00:00 Publié dans Histoire | Lien permanent | Commentaires (11) | Tags : Guy Môquet, école, Education nationale
Commentaires
" POURQUOI JE REFUSE CETTE LETTRE"
> J'ai essayé de répondre sur mon blog aux propos de Guaino. L'ethique d'un professeur n'est pas d'agir en fonction de la bourse qui le paie, mais en foNction de se ce qu'il croit détenir de la vérité, sauf a considérer que cette ethique ne vaut rien.

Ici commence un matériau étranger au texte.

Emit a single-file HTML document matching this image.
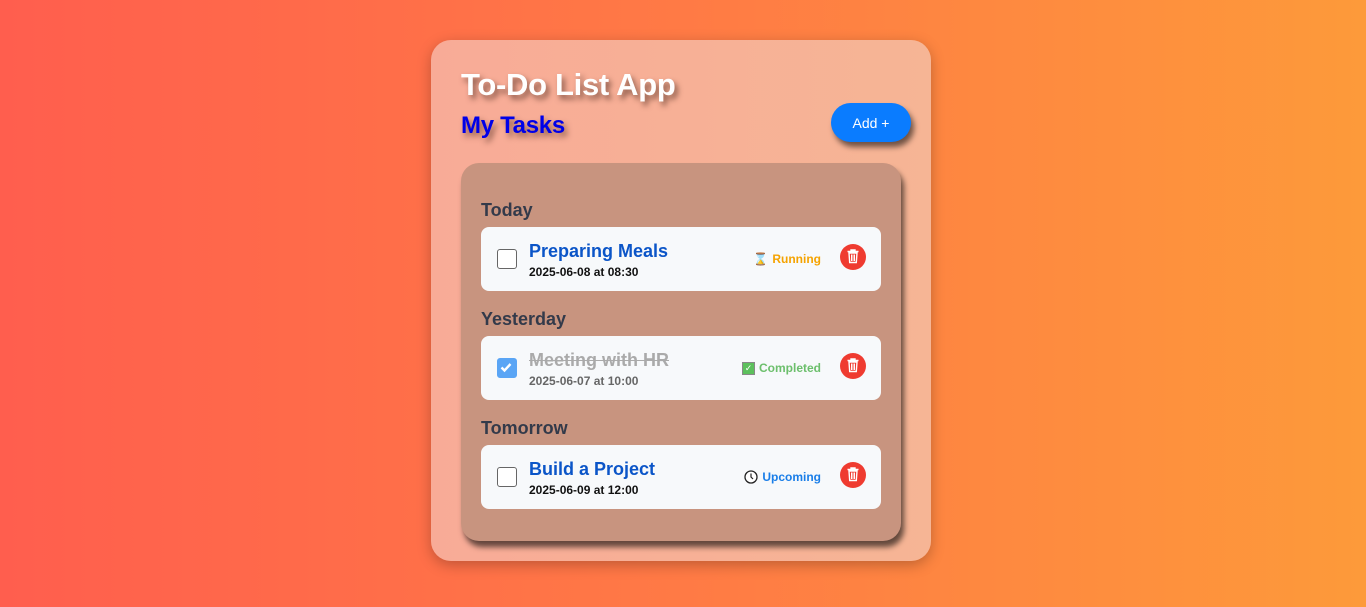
<!DOCTYPE html>
<html><head><meta charset="utf-8"><style>
*{box-sizing:border-box;margin:0;padding:0}
body{width:1366px;height:607px;overflow:hidden;background:linear-gradient(90deg,#ff5e4e 0%,#ff7a45 50%,#fd9a3a 100%);font-family:"Liberation Sans","DejaVu Sans",sans-serif;position:relative}
.card{position:absolute;left:431px;top:40px;width:500px;height:521px;border-radius:20px;background:linear-gradient(90deg,#f8ab97,#f6b595);box-shadow:0 4px 14px rgba(0,0,0,.25)}
h1{position:absolute;left:30px;top:27px;font-size:31px;font-weight:bold;color:#fff;text-shadow:3px 4px 6px rgba(60,30,20,.6);letter-spacing:-0.3px}
h2{position:absolute;left:30px;top:72px;font-size:24px;font-weight:bold;color:#0000e8;text-shadow:3px 4px 6px rgba(60,30,20,.55);letter-spacing:-0.3px}
.add{position:absolute;left:400px;top:63px;width:80px;height:39px;border-radius:20px;background:#0a7cff;color:#fff;font-size:14px;display:flex;align-items:center;justify-content:center;box-shadow:3px 5px 6px rgba(0,0,0,.55)}
.panel{position:absolute;left:30px;top:123px;width:440px;height:378px;border-radius:18px;background:#c8947f;box-shadow:3px 6px 6px rgba(0,0,0,.6)}
.lbl{position:absolute;left:20px;font-size:18px;font-weight:bold;color:#333a4a}
.task{position:absolute;left:20px;width:400px;height:64px;border-radius:8px;background:#f7f9fb}
.cb{position:absolute;left:16px;top:22px;width:20px;height:20px;border:1.5px solid #666;border-radius:3px;background:#fff}
.cb.on{background:#5aa5f5;border-color:#5aa5f5}
.t{position:absolute;left:48px;top:14px;font-size:18px;font-weight:bold;color:#0b55c8}
.d{position:absolute;left:48px;top:38px;font-size:12px;font-weight:bold;color:#111}
.st{position:absolute;right:60px;top:25px;font-size:12px;font-weight:bold;display:flex;align-items:center;gap:4px}
.del{position:absolute;left:359px;top:17px;width:26px;height:26px;border-radius:50%;background:#ef3b30}
</style></head><body>
<div class="card">
<h1>To-Do List App</h1>
<h2>My Tasks</h2>
<div class="add">Add +</div>
<div class="panel">
<div class="lbl" style="top:37px">Today</div>
<div class="task" style="top:64px"><div class="cb"></div><div class="t">Preparing Meals</div><div class="d">2025-06-08 at 08:30</div>
<div class="st" style="color:#f5a300"><span style="color:#a0522d;font-size:12px">⌛</span>Running</div>
<div class="del"><svg width="26" height="26" viewBox="0 0 26 26"><path d="M7.5 7.5h11M11 7.5V6h4v1.5M9 9l.7 9.5h6.6L17 9z" fill="none" stroke="#fff" stroke-width="1.4"/><path d="M11.5 10.5v6.5M13 10.5v6.5M14.5 10.5v6.5" stroke="#fff" stroke-width="1"/></svg></div></div>
<div class="lbl" style="top:146px">Yesterday</div>
<div class="task" style="top:173px"><div class="cb on"><svg width="17" height="17" viewBox="0 0 17 17"><path d="M3.5 8.5l3 3 6-6.5" fill="none" stroke="#fff" stroke-width="2.4"/></svg></div><div class="t" style="color:#aaa;text-decoration:line-through">Meeting with HR</div><div class="d" style="color:#666">2025-06-07 at 10:00</div>
<div class="st" style="color:#6cbf6c"><span style="display:inline-block;width:13px;height:13px;background:#5cc05c;border:1px solid #888;color:#fff;font-size:9px;line-height:11px;text-align:center">✓</span>Completed</div>
<div class="del"><svg width="26" height="26" viewBox="0 0 26 26"><path d="M7.5 7.5h11M11 7.5V6h4v1.5M9 9l.7 9.5h6.6L17 9z" fill="none" stroke="#fff" stroke-width="1.4"/><path d="M11.5 10.5v6.5M13 10.5v6.5M14.5 10.5v6.5" stroke="#fff" stroke-width="1"/></svg></div></div>
<div class="lbl" style="top:255px">Tomorrow</div>
<div class="task" style="top:282px"><div class="cb"></div><div class="t">Build a Project</div><div class="d">2025-06-09 at 12:00</div>
<div class="st" style="color:#1a7ee8"><svg width="14" height="14" viewBox="0 0 14 14"><circle cx="7" cy="7" r="6" fill="#fff" stroke="#222" stroke-width="1.3"/><path d="M7 3.5V7l2 2" fill="none" stroke="#222" stroke-width="1.2"/></svg>Upcoming</div>
<div class="del"><svg width="26" height="26" viewBox="0 0 26 26"><path d="M7.5 7.5h11M11 7.5V6h4v1.5M9 9l.7 9.5h6.6L17 9z" fill="none" stroke="#fff" stroke-width="1.4"/><path d="M11.5 10.5v6.5M13 10.5v6.5M14.5 10.5v6.5" stroke="#fff" stroke-width="1"/></svg></div></div>
</div>
</div>
</body></html>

L'Etat confond ici l'histoire et la mémoire, et cette injoction s'inscrit dans la longue série de la tentation du politique à légiférer en matière d'histoire, à distinguer ce qui est juste et ce qui ne l'est pas, ce qui est positif et ce qui ne l'est pas et surtout à pénaliser toute démarche contraire au préjugé mémoriel. Le rôle D'un professeur n'est pas de dire ce qui est bien ou mal mais d'enseigner la démarche par laquelle l'individu peut accéder à la vérité. La lettre de Moquet à pour fonction de créer du lien social, c'est un acte mémoriel, et non une démarche d'historien. Voici pourquoi je refuse cette lettre.
Papageno
[De PP à P. - Pardon, mais je ne suis pas sûr de saisir votre raisonnement. Qu'est-ce que le "préjugé mémoriel" ?]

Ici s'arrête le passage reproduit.